Origin of Photography

Fixing the shadows

Photography turns the ordinary into the extraordinary by what’s in the background of the image or the people that are inside the image itself. Original photography was based on the shadows that photographers saw in the surroundings that they were in. The term “fixing the shadows” was a chemical combination used in the final steps of processing an image onto paper, which stabilised or “fixed” the image, neutralising its sensitivity to light.

Camera Obscura

The Camera Obscura is an optical phenomenon that’s totally natural. It’s where the room has to be completely dark and then there is a small rectangle where the light can come through and then over time the image will be displayed in the room where you want the phenomenon to happen.

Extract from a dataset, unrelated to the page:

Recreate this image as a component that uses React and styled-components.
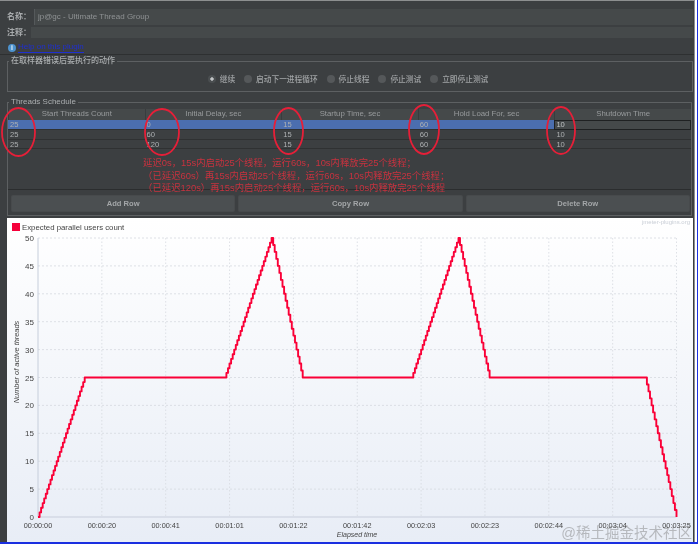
import React from "react";
import styled, { createGlobalStyle } from "styled-components";

const GlobalStyle = createGlobalStyle`
  html, body {
    margin: 0;
    padding: 0;
    background: #fff;
  }
  * { box-sizing: border-box; }
`;

const sans = `"Liberation Sans", "Noto Sans CJK SC", sans-serif`;

const COLUMNS = ["Start Threads Count", "Initial Delay, sec", "Startup Time, sec", "Hold Load For, sec", "Shutdown Time"];
const ROWS = [
  ["25", "0", "15", "60", "10"],
  ["25", "60", "15", "60", "10"],
  ["25", "120", "15", "60", "10"],
];
const ACTIONS = ["继续", "启动下一进程循环", "停止线程", "停止测试", "立即停止测试"];
const NOTES = [
  "延迟0s，15s内启动25个线程，运行60s，10s内释放完25个线程；",
  "（已延迟60s）再15s内启动25个线程，运行60s，10s内释放完25个线程；",
  "（已延迟120s）再15s内启动25个线程，运行60s，10s内释放完25个线程",
];
const RINGS = [
  [18.5, 132, 16.5, 24],
  [162, 132, 17, 23],
  [288.5, 131, 14.5, 23],
  [424, 129.5, 15, 24.5],
  [561, 130.5, 14, 23.5],
];
const X_TICKS = ["00:00:00", "00:00:20", "00:00:41", "00:01:01", "00:01:22", "00:01:42", "00:02:03", "00:02:23", "00:02:44", "00:03:04", "00:03:25"];

const X0 = 38;
const X1 = 676.5;
const Y0 = 517;
const Y50 = 238;
const xAt = (sec) => X0 + (sec / 205) * (X1 - X0);
const yAt = (users) => Y0 - (users / 50) * (Y0 - Y50);

const usersAt = (sec) => {
  let total = 0;
  [0, 60, 120].forEach((delay) => {
    const s = sec - delay;
    if (s <= 0) return;
    if (s < 15) total += (25 * s) / 15;
    else if (s < 75) total += 25;
    else if (s < 85) total += 25 - (25 * (s - 75)) / 10;
  });
  return total;
};

// half second samples keep the small jaggies of the ramps
const stairPath = () => {
  let d = `M${xAt(0)} ${yAt(0)}`;
  for (let s = 0.5; s <= 205; s += 0.5) {
    d += `H${xAt(s).toFixed(1)}V${yAt(usersAt(s)).toFixed(1)}`;
  }
  return d;
};

const App = () => (
  <>
    <GlobalStyle />
    <Page>
      <Frame>
        <Panel>
          <NameRow>
            <FieldLabel>名称：</FieldLabel>
            <NameInput>jp@gc - Ultimate Thread Group</NameInput>
          </NameRow>
          <CommentRow>
            <FieldLabel>注释：</FieldLabel>
            <CommentInput />
          </CommentRow>
          <HelpRow>
            <InfoIcon>i</InfoIcon>
            <HelpLink>Help on this plugin</HelpLink>
          </HelpRow>
          <ActionBox>
            <BoxTitle>在取样器错误后要执行的动作</BoxTitle>
            <RadioRow>
              {ACTIONS.map((label, i) => (
                <RadioItem key={label}>
                  <Radio $checked={i === 0} />
                  {label}
                </RadioItem>
              ))}
            </RadioRow>
          </ActionBox>
          <ScheduleBox>
            <BoxTitle>Threads Schedule</BoxTitle>
            <Table>
              <HeaderRow>
                {COLUMNS.map((c) => (
                  <HeaderCell key={c}>{c}</HeaderCell>
                ))}
              </HeaderRow>
              {ROWS.map((row, r) => (
                <DataRow key={r} $selected={r === 0}>
                  {row.map((v, c) => (
                    <Cell key={c} $editing={r === 0 && c === 4}>
                      {v}
                    </Cell>
                  ))}
                </DataRow>
              ))}
            </Table>
            <ButtonRow>
              <Button>Add Row</Button>
              <Button>Copy Row</Button>
              <Button>Delete Row</Button>
            </ButtonRow>
          </ScheduleBox>
          <Chart>
            <svg width="686" height="324" viewBox="7 218 686 324">
              <text x="690" y="224" textAnchor="end" fontSize="6" fill="#c9ced6" fontFamily="Liberation Sans">
                jmeter-plugins.org
              </text>
              <rect x="12" y="223" width="8" height="8" fill="#f5003a" />
              <text x="22" y="230" fontSize="7.8" fill="#444" fontFamily="Liberation Sans">
                Expected parallel users count
              </text>
              {[5, 10, 15, 20, 25, 30, 35, 40, 45, 50].map((u) => (
                <line key={u} x1={X0} x2={X1} y1={yAt(u)} y2={yAt(u)} stroke="#d6d9df" strokeWidth="0.8" strokeDasharray="2 2" />
              ))}
              {X_TICKS.slice(1).map((t, i) => (
                <line key={t} x1={X0 + (i + 1) * 63.85} x2={X0 + (i + 1) * 63.85} y1={Y50} y2={Y0} stroke="#d6d9df" strokeWidth="0.8" strokeDasharray="1.5 2" />
              ))}
              <line x1={X0} x2={X0} y1={Y50} y2={Y0} stroke="#c6cedb" strokeWidth="1" />
              <line x1={X0} x2={X1} y1={Y0} y2={Y0} stroke="#d3d9e4" strokeWidth="1.5" />
              {[0, 5, 10, 15, 20, 25, 30, 35, 40, 45, 50].map((u) => (
                <text key={u} x="34" y={yAt(u) + 3} textAnchor="end" fontSize="8" fill="#444" fontFamily="Liberation Sans">
                  {u}
                </text>
              ))}
              {X_TICKS.map((t, i) => (
                <text key={t} x={X0 + i * 63.85} y="528" textAnchor="middle" fontSize="7.3" fill="#444" fontFamily="Liberation Sans">
                  {t}
                </text>
              ))}
              <text x="357" y="537" textAnchor="middle" fontSize="7" fontStyle="italic" fill="#444" fontFamily="Liberation Sans">
                Elapsed time
              </text>
              <text transform="translate(19 362) rotate(-90)" textAnchor="middle" fontSize="7.4" fontStyle="italic" fill="#444" fontFamily="Liberation Sans">
                Number of active threads
              </text>
              <path d={stairPath()} fill="none" stroke="#fa0037" strokeWidth="1.9" strokeLinejoin="round" />
            </svg>
          </Chart>
        </Panel>
      </Frame>
      <Notes>
        {NOTES.map((n) => (
          <div key={n}>{n}</div>
        ))}
      </Notes>
      <Rings width="698" height="200" viewBox="0 0 698 200">
        {RINGS.map(([cx, cy, rx, ry]) => (
          <ellipse key={cx} cx={cx} cy={cy} rx={rx} ry={ry} fill="none" stroke="#e61f38" strokeWidth="1.8" />
        ))}
      </Rings>
      <Watermark>@稀土掘金技术社区</Watermark>
    </Page>
  </>
);

const Page = styled.div`
  position: relative;
  width: 698px;
  height: 544px;
  overflow: hidden;
  background: #fff;
  font-family: ${sans};
  filter: blur(0.35px);
`;

const Frame = styled.div`
  width: 698px;
  height: 544px;
  padding-right: 2px;
  border-right: 1px solid #1a2fe0;
  border-bottom: 2px solid #1a2fe0;
`;

const Panel = styled.div`
  height: 542px;
  padding-top: 1px;
  border-right: 1px solid #8d8f90;
  display: flex;
  flex-direction: column;
  background: linear-gradient(#8d8f90, #8d8f90) top / 100% 1px no-repeat, #3c3f41;
`;

const NameRow = styled.div`
  height: 24px;
  padding: 8px 1px 0 7px;
  display: flex;
  align-items: stretch;
`;

const CommentRow = styled.div`
  height: 13px;
  padding: 2px 1px 0 7px;
  display: flex;
  align-items: stretch;
`;

const FieldLabel = styled.span`
  align-self: center;
  font-size: 8px;
  font-weight: 700;
  color: #a8abad;
  line-height: 12px;
  white-space: nowrap;
`;

const NameInput = styled.div`
  flex: 1;
  margin-left: 3px;
  padding-left: 3px;
  background: #45494a;
  border-left: 1px solid #55595b;
  font-size: 8px;
  line-height: 15px;
  color: #8f9294;
`;

const CommentInput = styled.div`
  flex: 1;
  background: #45494a;
`;

const HelpRow = styled.div`
  height: 17px;
  padding: 1px 0 0 8px;
  display: flex;
  align-items: center;
  gap: 2px;
  border-bottom: 1px solid #2e3031;
`;

const InfoIcon = styled.span`
  width: 8px;
  height: 8px;
  margin-top: 2px;
  border-radius: 50%;
  background: #4d93cf;
  color: #e8f2fa;
  font-size: 7px;
  font-weight: 700;
  line-height: 8px;
  text-align: center;
`;

const HelpLink = styled.span`
  font-size: 8px;
  line-height: 11px;
  color: #1f2fd0;
  border-bottom: 1px solid #1f2fd0;
`;

const Box = styled.fieldset`
  margin: 0 0 0 7px;
  padding: 0;
  min-width: 0;
  border: 1px solid #5d6062;
  flex-shrink: 0;
`;

const BoxTitle = styled.legend`
  margin-left: 1px;
  padding: 0 2px;
  font-size: 8px;
  font-weight: 500;
  line-height: 8px;
  color: #abaeb0;
`;

const ActionBox = styled(Box)`
  height: 35px;
  margin-top: 2px;
  width: 686px;
`;

const ScheduleBox = styled(Box)`
  height: 118px;
  margin-top: 6px;
  width: 685px;
  display: flex;
  flex-direction: column;
`;

const RadioRow = styled.div`
  height: 27px;
  padding-right: 4px;
  display: flex;
  justify-content: center;
  align-items: center;
  gap: 9px;
`;

const RadioItem = styled.label`
  display: flex;
  align-items: center;
  gap: 4px;
  font-size: 7.7px;
  font-weight: 500;
  color: #a0a3a5;
  white-space: nowrap;
`;

const Radio = styled.span`
  width: 8px;
  height: 8px;
  border-radius: 50%;
  background: ${(p) => (p.$checked ? "radial-gradient(circle, #c2c5c7 0 1.4px, #4a4e50 2px)" : "#55585a")};
`;

const Table = styled.div`
  height: 81px;
  margin: 3px 0 0 0;
  border-bottom: 1px solid #2b2d2e;
`;

const HeaderRow = styled.div`
  height: 11px;
  display: grid;
  grid-template-columns: repeat(5, 1fr);
  background: #45494a;
`;

const HeaderCell = styled.div`
  font-size: 7.8px;
  line-height: 10px;
  text-align: center;
  color: #989b9d;
  border-left: 1px solid #393c3e;
`;

const DataRow = styled.div`
  height: ${(p) => (p.$selected ? "10px" : "9.5px")};
  display: grid;
  grid-template-columns: repeat(5, 1fr);
  background: ${(p) => (p.$selected ? "#4b6eaf" : "transparent")};
  border-bottom: 1px solid #2f3132;
`;

const Cell = styled.div`
  padding-left: 2px;
  font-size: 7.6px;
  line-height: 9px;
  color: ${(p) => (p.$editing ? "#c2c5c7" : "#aeb1b3")};
  ${(p) => p.$editing && "background: #45494a; border: 1px solid #1f2122; line-height: 8px; padding-left: 1px;"}
`;

const ButtonRow = styled.div`
  margin-top: 5px;
  padding: 0 1px 0 3px;
  display: grid;
  grid-template-columns: repeat(3, 1fr);
  gap: 3px;
`;

const Button = styled.div`
  height: 17px;
  border-radius: 2px;
  background: #4b4f51;
  border: 1px solid #43464880;
  font-size: 7.6px;
  font-weight: 700;
  line-height: 15px;
  text-align: center;
  color: #a3a6a8;
`;

const Chart = styled.div`
  width: 686px;
  height: 324px;
  margin: 2px 0 0 7px;
  flex-shrink: 0;
  background: linear-gradient(#ffffff, #e8edf6);
  svg {
    display: block;
  }
`;

const Notes = styled.div`
  position: absolute;
  left: 143px;
  top: 157px;
  font-size: 9.4px;
  line-height: 12.5px;
  color: #c8323f;
  white-space: nowrap;
`;

const Rings = styled.svg`
  position: absolute;
  left: 0;
  top: 0;
  pointer-events: none;
`;

const Watermark = styled.div`
  position: absolute;
  right: 6px;
  bottom: 3px;
  font-size: 14.5px;
  line-height: 16px;
  color: rgba(120, 120, 120, 0.45);
  white-space: nowrap;
`;

export default App;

Camera Obscuras have been around for thousands of years and they started with artists using blank boxes and projecting an image on to a piece of paper or a piece of metal. The Camera Obscura can be presented inverted (upside down), or reversed (left to right).

Nicephore Niepce

Joseph Nicéphore Niépce was a French inventor and one of the earliest pioneers of photography. He developed heliography, a technique he used to create the worlds oldest surviving products of a photographic process. He used a primitive camera to produce the oldest surviving photograph of a real-world scene.

Louis Daguerre

Louis Daguerre was a French artist and photographer, recognised for his invention of the Daguerreotype process of photography. He became known as one of the fathers of photography, however he is mostly known for his contribution to photography. He was also an accomplished painter, scenic designer, and a developer of the diorama theatre.

Daguerreotype

The image was printed on to a metal plate which meant the image was just lying on top of the plate which made these daguerreotypes very delicate and easily damaged. With the image being on metal and then having a glass plate put over the top of the metal he said that it was like the person in the photo was “on the edge of being present”. The daguerreotype was very expensive to make and took ages to produce one, this meant that they were not mass produced and they were very valuable and precious.

Henry Fox Talbot

Henry Fox Talbot couldn’t draw so he couldn’t make real life things he saw into 3D drawings, which led to him inventing the Camera Obscura so he could see the things he wanted to draw. His idea was to use paper negatives where the image would sink in to the paper and he could mass produce them and ship more of them out.

Richard Maddox

Richard Maddox was an English photographer and physician who invented lightweight gelatin negative dry plates for photography in 1871. He was known for photo micrography which is photographing minute organisms under the microscope. When he realised his health was at risk with the ‘wet’ collodion’s ether vapor, he came up with a new substitute with the sensitising chemicals cadmium bromide and silver nitrate and that they should be coated on a glass plate In gelatin.

George Eastman

George Eastman was an American Entrepreneur who founded the Eastman Kodak company and helped to bring the photographic use of roll film into the mainstream. After a decade of experimentation in photography he patented and sold a roll film camera, making amateur photography accessible to the general public for the first time. Working as the treasurer and later president of Kodak, he oversaw the expansion of the company and the film industry.

Film/print Photography

Film/Print Photography is where the images are printed from a film in a camera. It shows how accurate and intricate the images taken on a film camera can be and is really rewarding to see how the photos develop from the film.

Digital Photography

Digital Photography is a process that uses an electronic device ( a digital camera ) to capture an image. Instead of film, it uses an electronic digital sensor to translate light into electrical signals. In the camera the signals are stored as tiny bits of data in bitmaps, tiny bits of data that form the image.